レディのための花嫁学校と間違われて、スパイ養成学校に入れられてしまった、中級貴族の娘ソフロニア嬢の活躍は続きます。ちなみにどちらも「finishing school」なんですね。もちろん後者はジョークですが。

今回の冒険は、ソフロニアの兄の婚約を祝う仮面舞踏会で始まります。メカ使用人がいっせいに制御不能になってしまったのです。ちょうどその時、親友で人狼団リーダーの孫であるシドフィーグが失踪。その背景には、アレクシア女史シリーズで触れられていた「あの事件」があったのですね。やがてシドフィーグに、自分の生き方を決断する瞬間が訪れます。
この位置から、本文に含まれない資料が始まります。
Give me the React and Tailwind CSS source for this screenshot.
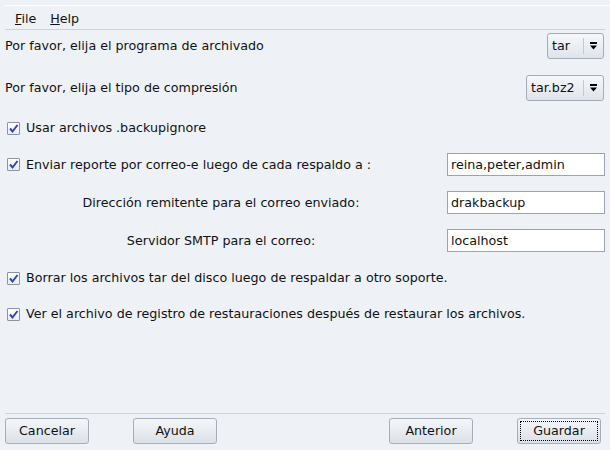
import React from 'react';

const font = { fontFamily: '"DejaVu Sans", "Liberation Sans", sans-serif' };

function Check() {
  return (
    <span className="w-[13px] h-[13px] shrink-0 border border-[#8b94a3] bg-gradient-to-b from-[#ffffff] to-[#e9edf2] rounded-[1px] flex items-center justify-center">
      <svg width="11" height="11" viewBox="0 0 11 11">
        <path d="M2 5.5 L4.5 8.5 L9.5 2" fill="none" stroke="#2f46b4" strokeWidth="2" />
      </svg>
    </span>
  );
}

function CheckRow({ label, className = '' }) {
  return (
    <div className={`flex items-center h-[20px] pl-[7px] gap-[6px] ${className}`}>
      <Check />
      <span>{label}</span>
    </div>
  );
}

function Combo({ value, width }) {
  return (
    <div className={`${width} h-[26px] flex items-stretch border border-[#a4acb8] rounded-[3px] bg-gradient-to-b from-[#f6f8fb] to-[#dfe4ea]`}>
      <span className="flex-1 flex items-center pl-[4px]">{value}</span>
      <span className="w-px my-[4px] bg-[#c4cad3]" />
      <span className="w-[19px] flex items-center justify-center">
        <svg width="9" height="8" viewBox="0 0 9 8">
          <rect x="1" y="0" width="7" height="2" fill="#000" />
          <path d="M1 3.5 H8 L4.5 7.5 Z" fill="#000" />
        </svg>
      </span>
    </div>
  );
}

function Field({ value }) {
  return (
    <div className="w-[158px] h-[23px] border border-[#9ca4af] bg-white flex items-center pl-[3px]">
      {value}
    </div>
  );
}

function Button({ label, focused }) {
  return (
    <button className="w-[84px] h-[26px] border border-[#a6aebb] rounded-[3px] bg-gradient-to-b from-[#f4f6f9] to-[#dce1e8] flex items-center justify-center p-[2px]">
      <span className={`w-full h-full flex items-center justify-center ${focused ? 'border border-dotted border-black' : ''}`}>
        {label}
      </span>
    </button>
  );
}

export default function App() {
  return (
    <div style={font} className="w-[610px] h-[450px] bg-[#eef1f6] text-[#111] text-[12.7px] flex flex-col overflow-hidden">
      {/* menu bar */}
      <div className="mt-[5px] ml-[5px] h-px bg-white" />
      <div className="h-[23px] flex items-center pt-[2px] pl-[15px] gap-[14px]">
        <span><span className="underline">F</span>ile</span>
        <span><span className="underline">H</span>elp</span>
      </div>
      <div className="ml-[5px] mr-[5px] h-px bg-[#cdd2da]" />

      {/* options */}
      <div className="flex items-center justify-between pl-[5px] pr-[6px] mt-[3px]">
        <span>Por favor, elija el programa de archivado</span>
        <Combo value="tar" width="w-[57px]" />
      </div>
      <div className="flex items-center justify-between pl-[5px] pr-[6px] mt-[16px]">
        <span>Por favor, elija el tipo de compresión</span>
        <Combo value="tar.bz2" width="w-[78px]" />
      </div>

      <CheckRow label="Usar archivos .backupignore" className="mt-[17px]" />

      <div className="flex items-center justify-between pr-[5px] mt-[15px]">
        <CheckRow label="Enviar reporte por correo-e luego de cada respaldo a :" />
        <Field value="reina,peter,admin" />
      </div>
      <div className="flex items-center pr-[5px] mt-[15px]">
        <span className="w-[432px] ml-[5px] text-center">Dirección remitente para el correo enviado:</span>
        <span className="flex-1" />
        <Field value="drakbackup" />
      </div>
      <div className="flex items-center pr-[5px] mt-[15px]">
        <span className="w-[432px] ml-[5px] text-center">Servidor SMTP para el correo:</span>
        <span className="flex-1" />
        <Field value="localhost" />
      </div>

      <CheckRow label="Borrar los archivos tar del disco luego de respaldar a otro soporte." className="mt-[16px]" />
      <CheckRow label="Ver el archivo de registro de restauraciones después de restaurar los archivos." className="mt-[16px]" />

      <div className="flex-1" />

      {/* buttons */}
      <div className="ml-[5px] mr-[5px] h-px bg-[#cdd2da]" />
      <div className="flex items-center pl-[5px] pr-[9px] mt-[4px] mb-[6px]">
        <Button label="Cancelar" />
        <span className="w-[44px]" />
        <Button label="Ayuda" />
        <span className="flex-1" />
        <Button label="Anterior" />
        <span className="w-[44px]" />
        <Button label="Guardar" focused />
      </div>
    </div>
  );
}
シドフィーグを故郷スコットランドに送る途中で遭遇したのが、性悪の先輩モニカが乗り込んでいた謎の列車でした。彼女は吸血鬼の取り巻きになっていたのですが、では、ここが陰謀の発信地だったのでしょうか。どうやらソフロニアたちは、人狼や吸血鬼らの異界族を敵視するピクルマンらが繰り広げる大騒動に巻き込まれたようです。そして、身分違いながら好ましく思っていた煤っ子ソープの運命も、ここで一転することになります。

次巻の最終巻を前にして、友人たちが次々と進路を決めていくなか、ソフロニアも重大な決断をしたようです。大親友のディミティとの関係がどうなるのかも気になります。ところで、アレクシア女史シリーズで生まれた、特殊能力を持つ特娘プルーデンスを主人公とする、少し大人向けのシリーズも始まっているとのことです。